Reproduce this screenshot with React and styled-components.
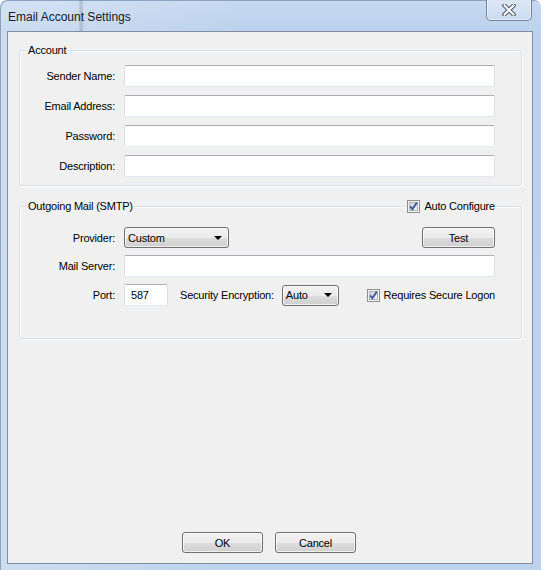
import React from 'react';
import styled, { createGlobalStyle } from 'styled-components';

const GlobalStyle = createGlobalStyle`
  html, body {
    margin: 0;
    padding: 0;
  }
  body {
    width: 541px;
    height: 570px;
    overflow: hidden;
    font-family: "Liberation Sans", Arial, sans-serif;
    font-size: 11px;
    letter-spacing: -0.2px;
    color: #000;
  }
`;

const Frame = styled.div`
  width: 541px;
  height: 570px;
  box-sizing: border-box;
  display: flex;
  flex-direction: column;
  padding: 0 8px 6px 7px;
  border-radius: 7px 7px 0 0;
  background:
    linear-gradient(to right, rgba(255, 255, 255, 0.25), rgba(255, 255, 255, 0) 45%),
    linear-gradient(to bottom, #c6d9f1 0, #bcd1ec 32px, #bdd2ed 100%);
  box-shadow: inset 1px 1px 0 #8ea3bf;
`;

const TitleBar = styled.div`
  height: 31px;
  flex: none;
  display: flex;
  justify-content: space-between;
  align-items: flex-start;
  background: linear-gradient(
    to right,
    transparent 71px,
    rgba(90, 100, 115, 0.18) 73px,
    rgba(90, 100, 115, 0.28) 74px,
    rgba(90, 100, 115, 0.18) 75px,
    transparent 77px
  );
`;

const Title = styled.span`
  font-size: 12px;
  line-height: 14px;
  letter-spacing: 0;
  margin: 10px 0 0 1px;
  color: #111a26;
`;

const CloseButton = styled.div`
  width: 46px;
  height: 21px;
  margin-right: 1px;
  box-sizing: border-box;
  border: 1px solid #72839b;
  border-top: none;
  border-radius: 0 0 5px 5px;
  background: linear-gradient(to bottom, rgba(255, 255, 255, 0.4), rgba(255, 255, 255, 0.15));
  box-shadow: inset 0 0 0 1px rgba(255, 255, 255, 0.5);
  display: flex;
  align-items: center;
  justify-content: center;
`;

const Client = styled.div`
  flex: 1;
  display: flex;
  flex-direction: column;
  background: #f0f0f0;
  border: 1px solid #7f8ea3;
  padding: 0 10px 10px 11px;
`;

const GroupBox = styled.div`
  position: relative;
  margin-top: ${({ $top }) => $top}px;
  padding: ${({ $padTop }) => $padTop}px 26px ${({ $padBottom }) => $padBottom}px 0;
  border: 1px solid #d5dfe5;
  border-radius: 3px;
  box-shadow: inset 1px 1px 0 #fff, 1px 1px 0 #fff;
`;

const Legend = styled.span`
  position: absolute;
  top: -7px;
  left: 6px;
  padding: 0 2px;
  line-height: 13px;
  background: #f0f0f0;
`;

const FormGrid = styled.div`
  display: grid;
  grid-template-columns: 95px 1fr;
  column-gap: 9px;
  row-gap: ${({ $gap }) => $gap}px;
  align-items: center;
`;

const Label = styled.label`
  text-align: right;
`;

const TextBox = styled.div`
  height: 22px;
  width: ${({ $width }) => ($width ? `${$width}px` : 'auto')};
  box-sizing: border-box;
  background: #fff;
  border: 1px solid #dbdfe6;
  border-top-color: #abadb3;
  border-bottom-color: #e3e9ef;
  border-radius: 2px;
  padding: 0 6px;
  display: flex;
  align-items: center;
`;

const Row = styled.div`
  display: flex;
  align-items: center;
`;

const Button = styled.button`
  width: ${({ $width }) => $width}px;
  height: 21px;
  margin-left: ${({ $left }) => ($left === 'auto' ? 'auto' : `${$left || 0}px`)};
  box-sizing: border-box;
  border: 1px solid #707070;
  border-radius: 3px;
  padding: 0;
  font-family: inherit;
  font-size: 11px;
  letter-spacing: -0.2px;
  color: #000;
  background: linear-gradient(to bottom, #f2f2f2 0%, #ebebeb 50%, #dddddd 51%, #cfcfcf 100%);
  box-shadow: inset 0 0 0 1px rgba(255, 255, 255, 0.7);
`;

const Select = styled.div`
  width: ${({ $width }) => $width}px;
  height: 21px;
  margin-left: ${({ $left }) => $left || 0}px;
  box-sizing: border-box;
  border: 1px solid #707070;
  border-radius: 3px;
  padding: 0 6px 0 3px;
  display: flex;
  align-items: center;
  justify-content: space-between;
  background: linear-gradient(to bottom, #f2f2f2 0%, #ebebeb 50%, #dddddd 51%, #cfcfcf 100%);
  box-shadow: inset 0 0 0 1px rgba(255, 255, 255, 0.7);
`;

const Arrow = styled.span`
  width: 0;
  height: 0;
  border-left: 4px solid transparent;
  border-right: 4px solid transparent;
  border-top: 4px solid #000;
`;

const Text = styled.span`
  margin-left: ${({ $left }) => $left || 0}px;
`;

const Check = styled.label`
  display: flex;
  align-items: center;
  gap: 4px;
  margin-left: ${({ $left }) => ($left === 'auto' ? 'auto' : `${$left || 0}px`)};
`;

const FloatingCheck = styled(Check)`
  position: absolute;
  top: -7px;
  right: 26px;
  line-height: 13px;
  padding-left: 1px;
  background: #f0f0f0;
`;

const Spacer = styled.div`
  flex: 1;
`;

const ButtonRow = styled.div`
  display: flex;
  justify-content: center;
  gap: 12px;
  padding-right: 3px;
`;

const CheckIcon = () => (
  <svg width="13" height="13" viewBox="0 0 13 13">
    <defs>
      <linearGradient id="cbg" x1="0" y1="0" x2="1" y2="1">
        <stop offset="0" stopColor="#cbcfd5" />
        <stop offset="1" stopColor="#f7f7f7" />
      </linearGradient>
    </defs>
    <rect x="0.5" y="0.5" width="12" height="12" fill="#f4f4f4" stroke="#8e8f8f" />
    <rect x="2.5" y="2.5" width="8" height="8" fill="url(#cbg)" stroke="#aeb3b9" />
    <path d="M3.2 6.4 L5.4 9.2 L9.8 2.6" fill="none" stroke="#3c5a9a" strokeWidth="1.9" />
  </svg>
);

const CloseGlyph = () => (
  <svg width="14" height="12" viewBox="0 0 14 12">
    <path
      d="M2.5 1.5 L11.5 10.5 M11.5 1.5 L2.5 10.5"
      stroke="#4b5363"
      strokeWidth="4.2"
      strokeLinecap="square"
    />
    <path
      d="M2.5 1.5 L11.5 10.5 M11.5 1.5 L2.5 10.5"
      stroke="#ffffff"
      strokeWidth="2.2"
      strokeLinecap="square"
    />
  </svg>
);

const accountFields = ['Sender Name:', 'Email Address:', 'Password:', 'Description:'];

export default function App() {
  return (
    <>
      <GlobalStyle />
      <Frame>
        <TitleBar>
          <Title>Email Account Settings</Title>
          <CloseButton>
            <CloseGlyph />
          </CloseButton>
        </TitleBar>
        <Client>
          <GroupBox $top={18} $padTop={14} $padBottom={8}>
            <Legend>Account</Legend>
            <FormGrid $gap={8}>
              {accountFields.map((label) => (
                <React.Fragment key={label}>
                  <Label>{label}</Label>
                  <TextBox />
                </React.Fragment>
              ))}
            </FormGrid>
          </GroupBox>

          <GroupBox $top={20} $padTop={20} $padBottom={32}>
            <Legend>Outgoing Mail (SMTP)</Legend>
            <FloatingCheck>
              <CheckIcon />
              Auto Configure
            </FloatingCheck>
            <FormGrid $gap={7}>
              <Label>Provider:</Label>
              <Row>
                <Select $width={105}>
                  <span>Custom</span>
                  <Arrow />
                </Select>
                <Button $width={73} $left="auto">Test</Button>
              </Row>

              <Label>Mail Server:</Label>
              <TextBox />

              <Label>Port:</Label>
              <Row>
                <TextBox $width={44}>587</TextBox>
                <Text $left={12}>Security Encryption:</Text>
                <Select $width={57} $left={8}>
                  <span>Auto</span>
                  <Arrow />
                </Select>
                <Check $left="auto">
                  <CheckIcon />
                  Requires Secure Logon
                </Check>
              </Row>
            </FormGrid>
          </GroupBox>

          <Spacer />

          <ButtonRow>
            <Button $width={81}>OK</Button>
            <Button $width={81}>Cancel</Button>
          </ButtonRow>
        </Client>
      </Frame>
    </>
  );
}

——————————

> Short problem
Work out how many lines above contain the word "React". Give only the number.

> Exercise result
4